I began to realize that despite the amazing advances in medical care, that Ethan’s life was not ever going to be one with much quality. I was fine with delays or handicaps, as long as he could be home. But he was a constant balancing act. I finally realized what they told me when he was diagnosed in utero. He was a VERY SEVERE HLHS. I love all my children and only want what’s best for them. At this point I started to realize that there were worse things than death. . . and my Ethan was living it. Even the look in his eyes were changing. The fire was fading. He had endured so much.
My husband and I were ready to move forward and try for transplant. We would have to move out of state because St Joseph’s was not Transplant Certified at this time. But I was also ready to move forward on another very important decision. . . I wanted to make my child a NO CODE, or DNR (do not resuscitate). My husband wasn’t ready for that though. We have strong religious beliefs and know there is life beyond the grave. We KNOW we will be with Ethan after this life. But my husband felt if we made that decision it was like we were giving up on Ethan.
Over the next few weeks Ethan received another tracheotomy and swelled up to the size of the Pillsbury dough boy since they had to take him off his diuretics to let his kidneys recover. His fevers were real bad. More bad news kept coming. His initial blood work ups for Transplant showed he had a rejection factor in the 90th percentile.

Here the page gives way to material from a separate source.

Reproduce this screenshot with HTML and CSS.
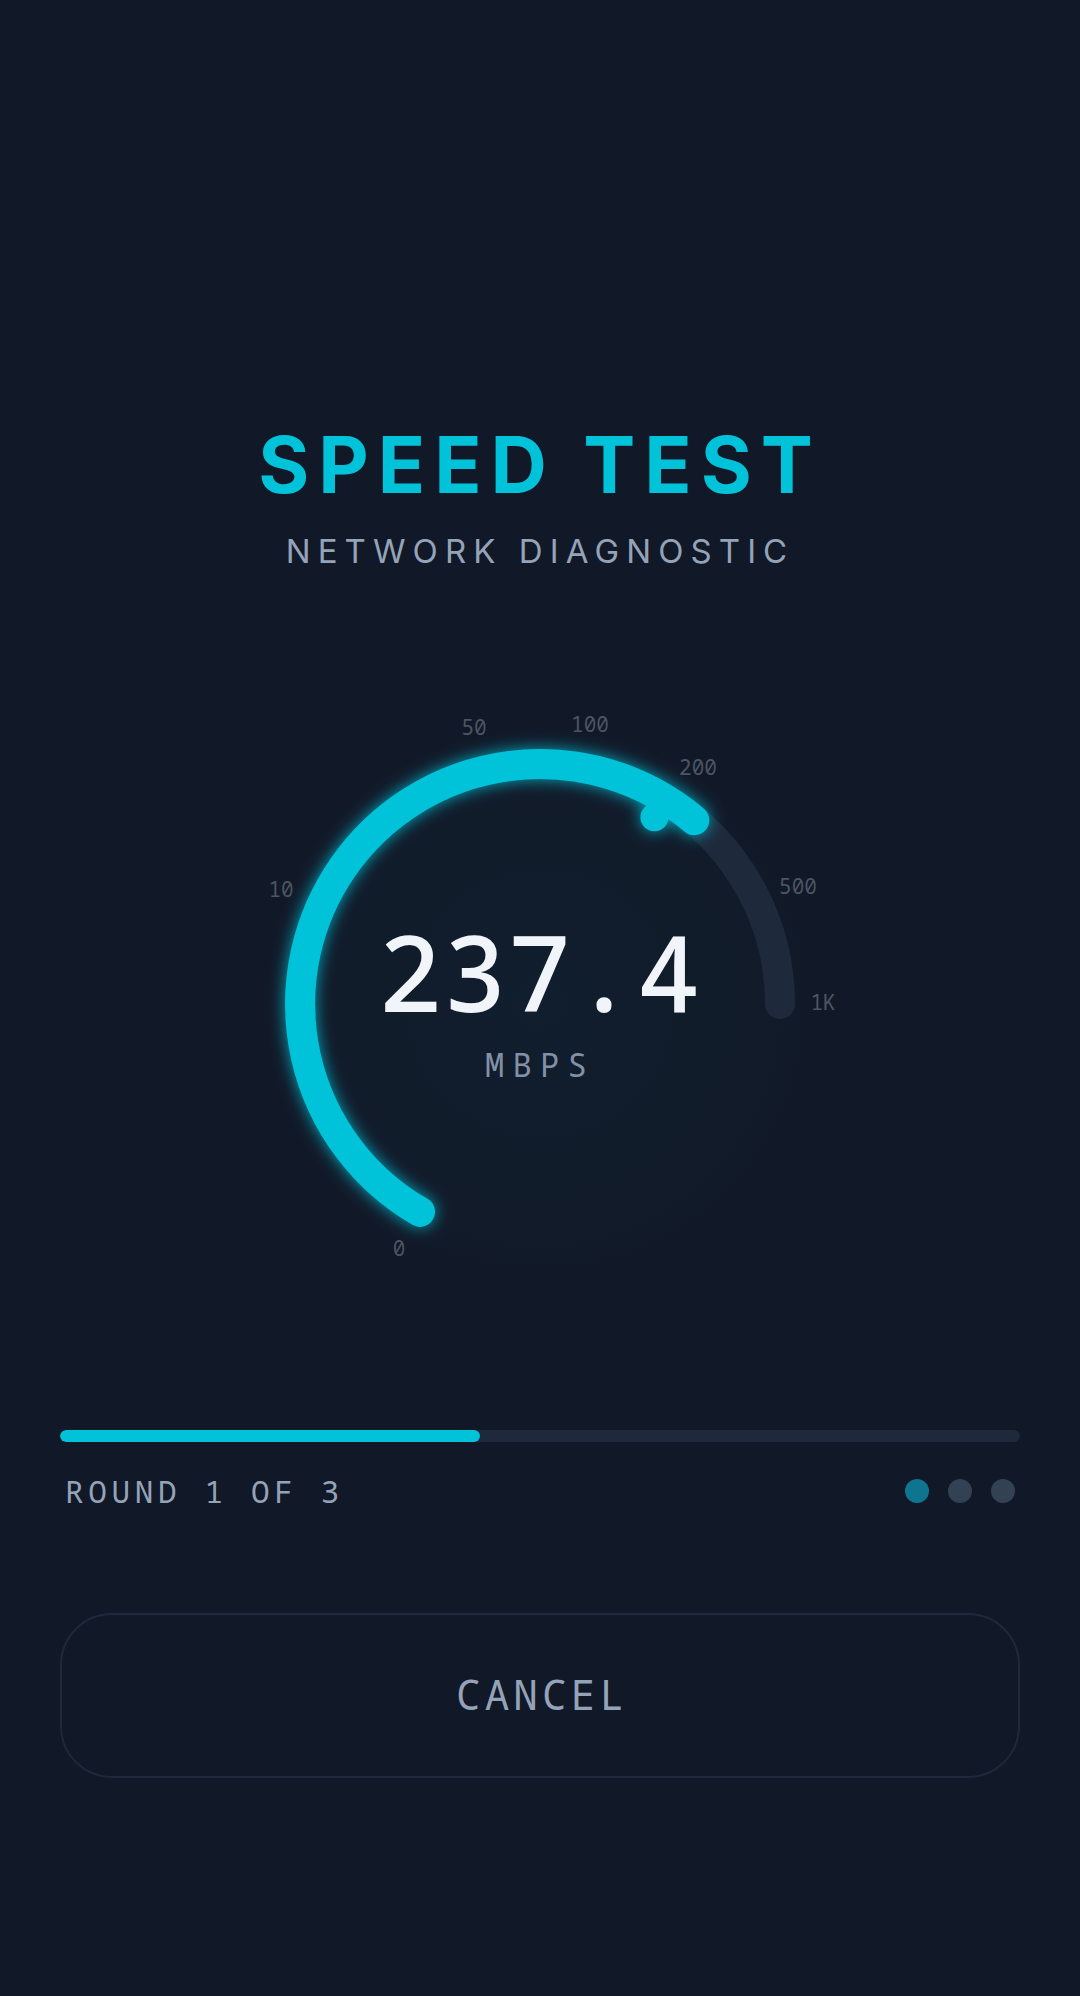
FILE: index.html
```html
<!DOCTYPE html>
<html lang="en">
<head>
<meta charset="utf-8">
<title>Speed Test</title>
<link rel="stylesheet" href="styles.css">
</head>
<body>
<main class="screen">
  <header class="heading">
    <h1 class="title">SPEED TEST</h1>
    <p class="subtitle">NETWORK DIAGNOSTIC</p>
  </header>

  <section class="gauge">
    <svg class="dial" width="640" height="640" viewBox="0 0 640 640">
      <defs>
        <filter id="glow" x="-30%" y="-30%" width="160%" height="160%">
          <feGaussianBlur in="SourceGraphic" stdDeviation="8" result="blur"/>
          <feColorMatrix in="blur" type="matrix" values="1 0 0 0 0  0 1 0 0 0  0 0 1 0 0  0 0 0 0.85 0" result="soft"/>
          <feMerge>
            <feMergeNode in="soft"/>
            <feMergeNode in="SourceGraphic"/>
          </feMerge>
        </filter>
      </defs>
      <path class="track" d="M 200 527.85 A 240 240 0 1 1 560 320"/>
      <g filter="url(#glow)">
        <path class="value-arc" d="M 200 527.85 A 240 240 0 1 1 474.3 136.15"/>
        <circle class="needle-dot" cx="434.4" cy="133.3" r="14"/>
      </g>
      <g class="ticks">
        <text x="179" y="564">0</text>
        <text x="61" y="205">10</text>
        <text x="254" y="43">50</text>
        <text x="370" y="40">100</text>
        <text x="478" y="83">200</text>
        <text x="578" y="202">500</text>
        <text x="603" y="318">1K</text>
      </g>
    </svg>
    <div class="readout">
      <div class="value">237.4</div>
      <div class="unit">MBPS</div>
    </div>
  </section>

  <section class="progress">
    <div class="bar"><div class="fill" style="width:43.7%"></div></div>
    <div class="round-row">
      <span class="round">ROUND 1 OF 3</span>
      <div class="dots">
        <span class="dot active"></span>
        <span class="dot"></span>
        <span class="dot"></span>
      </div>
    </div>
  </section>

  <button class="cancel" type="button">CANCEL</button>
</main>
</body>
</html>
```

FILE: styles.css
```css
html, body {
  margin: 0;
  padding: 0;
  background: #111827;
}

body {
  width: 1080px;
  min-height: 1996px;
  font-family: Inter, "Noto Sans", sans-serif;
}

.screen {
  display: flex;
  flex-direction: column;
  padding: 426px 60px 0;
}

.heading {
  display: flex;
  flex-direction: column;
  align-items: center;
}

.title {
  margin: 0;
  font-family: Inter, "Noto Sans", sans-serif;
  font-weight: 700;
  font-size: 78px;
  line-height: 1;
  letter-spacing: 0.115em;
  color: #00c3da;
}

.subtitle {
  margin: 31px 0 0;
  font-family: Inter, "Noto Sans", sans-serif;
  font-weight: 400;
  font-size: 33px;
  line-height: 1;
  letter-spacing: 0.215em;
  color: #94a3b8;
}

.gauge {
  margin-top: 116px;
  align-self: center;
  width: 640px;
  height: 640px;
  display: grid;
  place-items: center;
  background: radial-gradient(circle at center, rgba(0, 195, 218, 0.035) 0, rgba(0, 195, 218, 0.02) 200px, rgba(17, 24, 39, 0) 320px);
}

.dial {
  grid-area: 1 / 1;
  overflow: visible;
}

.track {
  fill: none;
  stroke: #1e293b;
  stroke-width: 30;
  stroke-linecap: round;
}

.value-arc {
  fill: none;
  stroke: #00c3da;
  stroke-width: 30;
  stroke-linecap: round;
}

.needle-dot {
  fill: #00c3da;
}

.ticks text {
  font-family: "Noto Sans Mono", "DejaVu Sans Mono", monospace;
  font-size: 21px;
  fill: #4b5563;
  text-anchor: middle;
  dominant-baseline: central;
}

.readout {
  grid-area: 1 / 1;
  display: flex;
  flex-direction: column;
  align-items: center;
  padding-bottom: 10px;
  font-family: "Noto Sans Mono", "DejaVu Sans Mono", monospace;
}

.value {
  font-size: 106px;
  line-height: 1;
  font-weight: 500;
  letter-spacing: 0.01em;
  color: #f1f5f9;
}

.unit {
  margin-top: 25px;
  font-size: 32px;
  line-height: 1;
  letter-spacing: 0.26em;
  color: #8391a7;
}

.progress {
  margin-top: 106px;
  display: flex;
  flex-direction: column;
}

.bar {
  height: 12px;
  border-radius: 6px;
  background: #1e293b;
  overflow: hidden;
}

.fill {
  height: 100%;
  border-radius: 6px;
  background: #00c3da;
}

.round-row {
  margin-top: 29px;
  height: 40px;
  padding: 0 5px 0 5px;
  display: flex;
  align-items: center;
  justify-content: space-between;
}

.round {
  font-family: "Noto Sans Mono", "DejaVu Sans Mono", monospace;
  font-size: 31px;
  line-height: 40px;
  letter-spacing: 0.15em;
  color: #94a3b8;
}

.dots {
  display: flex;
  gap: 19px;
}

.dot {
  width: 24px;
  height: 24px;
  border-radius: 50%;
  background: #334155;
}

.dot.active {
  background: #0e7490;
}

.cancel {
  margin-top: 102px;
  box-sizing: border-box;
  height: 165px;
  width: 100%;
  border: 2px solid #1e293b;
  border-radius: 52px;
  background: transparent;
  font-family: "Noto Sans Mono", "DejaVu Sans Mono", monospace;
  font-size: 41px;
  letter-spacing: 0.1em;
  color: #94a3b8;
  padding: 0 0 4px 0.1em;
}
```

There was also initial talk that he may not even be a transplant candidate. We did all we could to comfort our sweet baby. He held our hands/fingers, we rubbed his beautiful head, and we sang to him. He LOVED it when we sang to him. Since the Glenn surgery I can count about 10 times that my husband and I were able to hold him. So finger holding and singing became our bonding time with Ethan.
I approached my husband again about making him a DNR. We decided to make him a “short code”. We told them if he were to need full resuscitation that we would want them to try for 10-15 minutes and then let him go if he wasn’t responding by then. Less than a week after this decision a middle of the night phone call came. My husband had been with him and left just before midnight. Ethan was doing great so daddy decided to come get some sleep in his own bed. An hour after dad left, Ethan left. A short code was unsuccessful. Ethan’s milrinone (IV heart failure med) had been turned off that evening. He was just on an oral one now. His ventilator was switched to auto mode (meaning he was breathing on his own). They were going to take him off the ventilator in the morning. With his fragile heart and lungs this deemed too much change for him. He got a little bit off. He had been way worse at other times. But not this time. Just a little bit off. Like I said, he was ready. And more importantly he knew mom and dad were finally going to be okay with his exit. Not all will be able to choose their time to leave this mortality, but Ethan chose his time.
It would not be fair to end this story without acknowledging the amazing outpouring of support our family, and Ethan, received through this journey. We came to know so many wonderful people in the heart world. And our friends before this journey began, have become like family. We were shown love and service beyond measure. I still shed tears almost daily for Ethan. Some are tears of joy, and many for sorrow. But we are so grateful for the six months he gave us.